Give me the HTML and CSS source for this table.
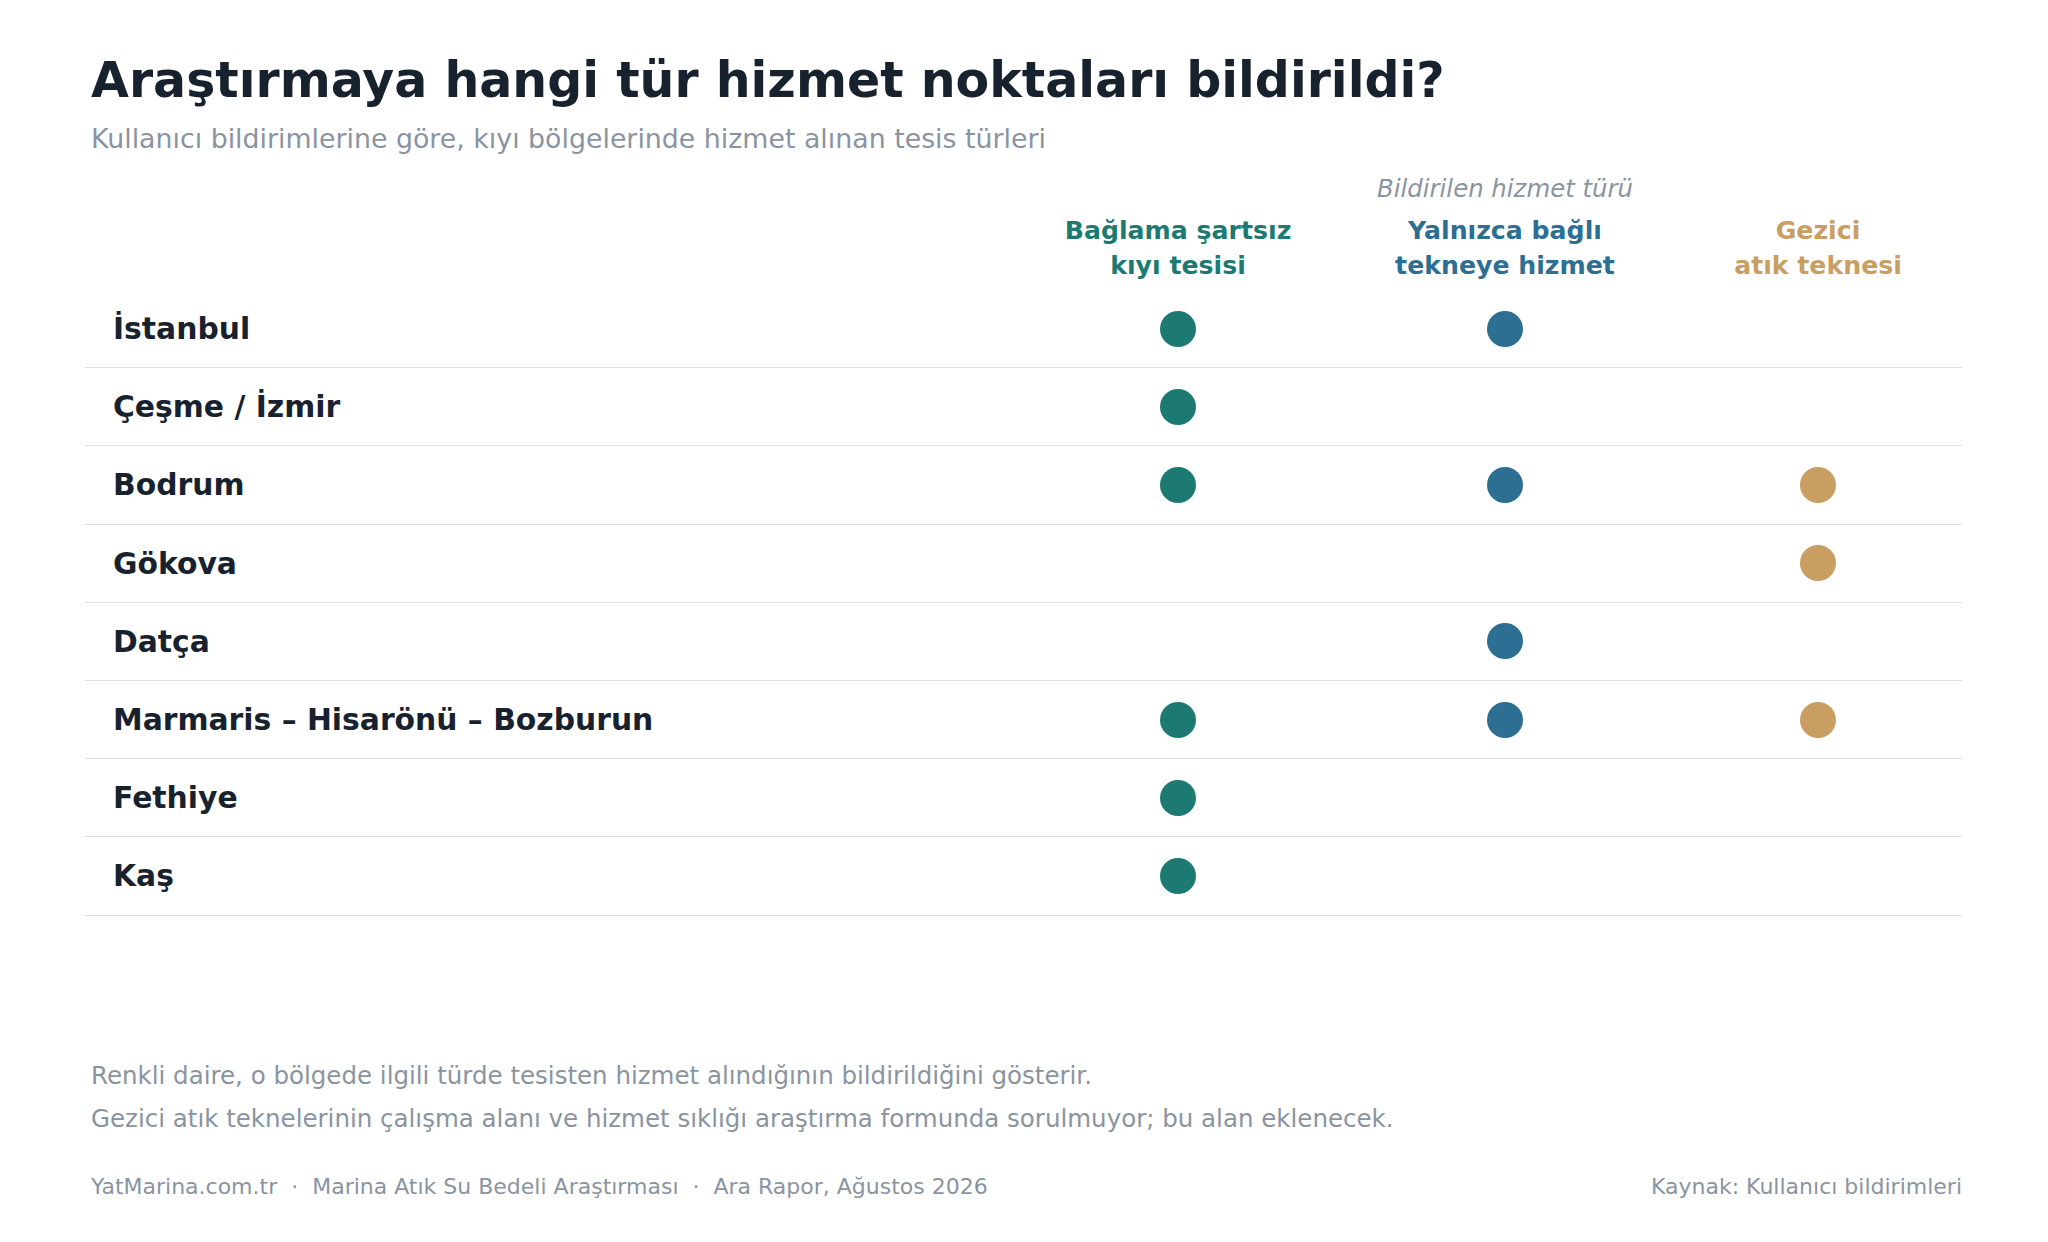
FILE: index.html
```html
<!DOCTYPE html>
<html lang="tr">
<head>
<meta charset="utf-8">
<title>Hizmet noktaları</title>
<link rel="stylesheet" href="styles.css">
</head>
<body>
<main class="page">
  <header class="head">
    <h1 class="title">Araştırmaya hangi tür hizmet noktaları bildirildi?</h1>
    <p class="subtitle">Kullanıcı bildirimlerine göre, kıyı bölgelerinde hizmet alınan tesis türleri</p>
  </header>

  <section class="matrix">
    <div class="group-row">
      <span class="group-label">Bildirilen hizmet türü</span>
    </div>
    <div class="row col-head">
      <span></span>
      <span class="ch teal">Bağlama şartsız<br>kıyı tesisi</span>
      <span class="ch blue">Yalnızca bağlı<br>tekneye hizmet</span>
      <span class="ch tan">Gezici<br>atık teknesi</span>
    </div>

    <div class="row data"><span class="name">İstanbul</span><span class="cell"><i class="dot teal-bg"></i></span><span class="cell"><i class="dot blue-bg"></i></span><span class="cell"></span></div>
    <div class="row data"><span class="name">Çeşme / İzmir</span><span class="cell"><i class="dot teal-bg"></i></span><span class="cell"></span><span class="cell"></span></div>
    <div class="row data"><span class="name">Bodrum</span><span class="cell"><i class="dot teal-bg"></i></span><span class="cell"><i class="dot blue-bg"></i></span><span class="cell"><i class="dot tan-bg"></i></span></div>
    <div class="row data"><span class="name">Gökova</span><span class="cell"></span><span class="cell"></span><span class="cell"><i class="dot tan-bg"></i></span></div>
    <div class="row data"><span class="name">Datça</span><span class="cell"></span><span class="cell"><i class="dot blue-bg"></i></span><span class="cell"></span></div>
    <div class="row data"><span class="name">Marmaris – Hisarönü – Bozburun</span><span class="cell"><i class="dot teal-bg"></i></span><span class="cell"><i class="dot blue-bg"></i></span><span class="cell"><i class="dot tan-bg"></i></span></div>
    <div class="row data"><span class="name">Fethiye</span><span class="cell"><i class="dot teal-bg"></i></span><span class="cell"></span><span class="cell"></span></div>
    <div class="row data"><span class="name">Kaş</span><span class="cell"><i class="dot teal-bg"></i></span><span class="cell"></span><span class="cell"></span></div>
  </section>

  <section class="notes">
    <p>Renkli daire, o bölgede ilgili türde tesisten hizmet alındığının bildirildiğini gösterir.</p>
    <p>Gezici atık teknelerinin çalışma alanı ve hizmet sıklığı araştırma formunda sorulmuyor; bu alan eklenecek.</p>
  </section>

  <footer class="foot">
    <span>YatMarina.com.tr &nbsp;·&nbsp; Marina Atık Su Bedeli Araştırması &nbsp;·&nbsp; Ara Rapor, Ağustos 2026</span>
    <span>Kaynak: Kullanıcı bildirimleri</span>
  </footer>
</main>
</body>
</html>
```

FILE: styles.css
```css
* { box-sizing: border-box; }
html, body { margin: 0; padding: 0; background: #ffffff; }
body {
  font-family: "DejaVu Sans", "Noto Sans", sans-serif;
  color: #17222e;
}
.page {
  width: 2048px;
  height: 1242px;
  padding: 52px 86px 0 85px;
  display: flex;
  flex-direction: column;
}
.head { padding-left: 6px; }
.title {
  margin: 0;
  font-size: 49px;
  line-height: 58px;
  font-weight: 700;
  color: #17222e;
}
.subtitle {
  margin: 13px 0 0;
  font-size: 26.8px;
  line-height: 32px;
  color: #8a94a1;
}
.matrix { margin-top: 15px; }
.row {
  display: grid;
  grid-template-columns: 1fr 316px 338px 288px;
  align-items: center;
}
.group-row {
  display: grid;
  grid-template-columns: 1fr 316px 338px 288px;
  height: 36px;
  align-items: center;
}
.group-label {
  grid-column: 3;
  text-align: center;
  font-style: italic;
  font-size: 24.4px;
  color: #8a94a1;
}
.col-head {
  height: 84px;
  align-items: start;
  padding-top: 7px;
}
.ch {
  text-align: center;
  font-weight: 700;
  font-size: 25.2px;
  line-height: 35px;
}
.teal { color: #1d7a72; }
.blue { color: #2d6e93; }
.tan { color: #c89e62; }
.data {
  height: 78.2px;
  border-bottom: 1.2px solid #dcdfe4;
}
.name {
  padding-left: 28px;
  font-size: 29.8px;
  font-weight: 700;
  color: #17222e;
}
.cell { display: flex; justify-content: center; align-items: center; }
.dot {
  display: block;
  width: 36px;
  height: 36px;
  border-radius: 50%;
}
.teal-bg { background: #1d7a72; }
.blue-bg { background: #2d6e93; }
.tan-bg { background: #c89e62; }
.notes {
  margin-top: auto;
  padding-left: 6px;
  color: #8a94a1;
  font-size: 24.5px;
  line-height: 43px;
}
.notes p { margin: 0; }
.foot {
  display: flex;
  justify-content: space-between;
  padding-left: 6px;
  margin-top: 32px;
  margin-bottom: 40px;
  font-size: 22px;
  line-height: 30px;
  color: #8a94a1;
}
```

Task goal:
Omit the pictures and output all of the other material exactly.

Solution for this problem:
Give me the HTML and CSS source for this table.
FILE: index.html
```html
<!DOCTYPE html>
<html lang="tr">
<head>
<meta charset="utf-8">
<title>Hizmet noktaları</title>
<link rel="stylesheet" href="styles.css">
</head>
<body>
<main class="page">
  <header class="head">
    <h1 class="title">Araştırmaya hangi tür hizmet noktaları bildirildi?</h1>
    <p class="subtitle">Kullanıcı bildirimlerine göre, kıyı bölgelerinde hizmet alınan tesis türleri</p>
  </header>

  <section class="matrix">
    <div class="group-row">
      <span class="group-label">Bildirilen hizmet türü</span>
    </div>
    <div class="row col-head">
      <span></span>
      <span class="ch teal">Bağlama şartsız<br>kıyı tesisi</span>
      <span class="ch blue">Yalnızca bağlı<br>tekneye hizmet</span>
      <span class="ch tan">Gezici<br>atık teknesi</span>
    </div>

    <div class="row data"><span class="name">İstanbul</span><span class="cell"><i class="dot teal-bg"></i></span><span class="cell"><i class="dot blue-bg"></i></span><span class="cell"></span></div>
    <div class="row data"><span class="name">Çeşme / İzmir</span><span class="cell"><i class="dot teal-bg"></i></span><span class="cell"></span><span class="cell"></span></div>
    <div class="row data"><span class="name">Bodrum</span><span class="cell"><i class="dot teal-bg"></i></span><span class="cell"><i class="dot blue-bg"></i></span><span class="cell"><i class="dot tan-bg"></i></span></div>
    <div class="row data"><span class="name">Gökova</span><span class="cell"></span><span class="cell"></span><span class="cell"><i class="dot tan-bg"></i></span></div>
    <div class="row data"><span class="name">Datça</span><span class="cell"></span><span class="cell"><i class="dot blue-bg"></i></span><span class="cell"></span></div>
    <div class="row data"><span class="name">Marmaris – Hisarönü – Bozburun</span><span class="cell"><i class="dot teal-bg"></i></span><span class="cell"><i class="dot blue-bg"></i></span><span class="cell"><i class="dot tan-bg"></i></span></div>
    <div class="row data"><span class="name">Fethiye</span><span class="cell"><i class="dot teal-bg"></i></span><span class="cell"></span><span class="cell"></span></div>
    <div class="row data"><span class="name">Kaş</span><span class="cell"><i class="dot teal-bg"></i></span><span class="cell"></span><span class="cell"></span></div>
  </section>

  <section class="notes">
    <p>Renkli daire, o bölgede ilgili türde tesisten hizmet alındığının bildirildiğini gösterir.</p>
    <p>Gezici atık teknelerinin çalışma alanı ve hizmet sıklığı araştırma formunda sorulmuyor; bu alan eklenecek.</p>
  </section>

  <footer class="foot">
    <span>YatMarina.com.tr &nbsp;·&nbsp; Marina Atık Su Bedeli Araştırması &nbsp;·&nbsp; Ara Rapor, Ağustos 2026</span>
    <span>Kaynak: Kullanıcı bildirimleri</span>
  </footer>
</main>
</body>
</html>
```

FILE: styles.css
```css
* { box-sizing: border-box; }
html, body { margin: 0; padding: 0; background: #ffffff; }
body {
  font-family: "DejaVu Sans", "Noto Sans", sans-serif;
  color: #17222e;
}
.page {
  width: 2048px;
  height: 1242px;
  padding: 52px 86px 0 85px;
  display: flex;
  flex-direction: column;
}
.head { padding-left: 6px; }
.title {
  margin: 0;
  font-size: 49px;
  line-height: 58px;
  font-weight: 700;
  color: #17222e;
}
.subtitle {
  margin: 13px 0 0;
  font-size: 26.8px;
  line-height: 32px;
  color: #8a94a1;
}
.matrix { margin-top: 15px; }
.row {
  display: grid;
  grid-template-columns: 1fr 316px 338px 288px;
  align-items: center;
}
.group-row {
  display: grid;
  grid-template-columns: 1fr 316px 338px 288px;
  height: 36px;
  align-items: center;
}
.group-label {
  grid-column: 3;
  text-align: center;
  font-style: italic;
  font-size: 24.4px;
  color: #8a94a1;
}
.col-head {
  height: 84px;
  align-items: start;
  padding-top: 7px;
}
.ch {
  text-align: center;
  font-weight: 700;
  font-size: 25.2px;
  line-height: 35px;
}
.teal { color: #1d7a72; }
.blue { color: #2d6e93; }
.tan { color: #c89e62; }
.data {
  height: 78.2px;
  border-bottom: 1.2px solid #dcdfe4;
}
.name {
  padding-left: 28px;
  font-size: 29.8px;
  font-weight: 700;
  color: #17222e;
}
.cell { display: flex; justify-content: center; align-items: center; }
.dot {
  display: block;
  width: 36px;
  height: 36px;
  border-radius: 50%;
}
.teal-bg { background: #1d7a72; }
.blue-bg { background: #2d6e93; }
.tan-bg { background: #c89e62; }
.notes {
  margin-top: auto;
  padding-left: 6px;
  color: #8a94a1;
  font-size: 24.5px;
  line-height: 43px;
}
.notes p { margin: 0; }
.foot {
  display: flex;
  justify-content: space-between;
  padding-left: 6px;
  margin-top: 32px;
  margin-bottom: 40px;
  font-size: 22px;
  line-height: 30px;
  color: #8a94a1;
}
```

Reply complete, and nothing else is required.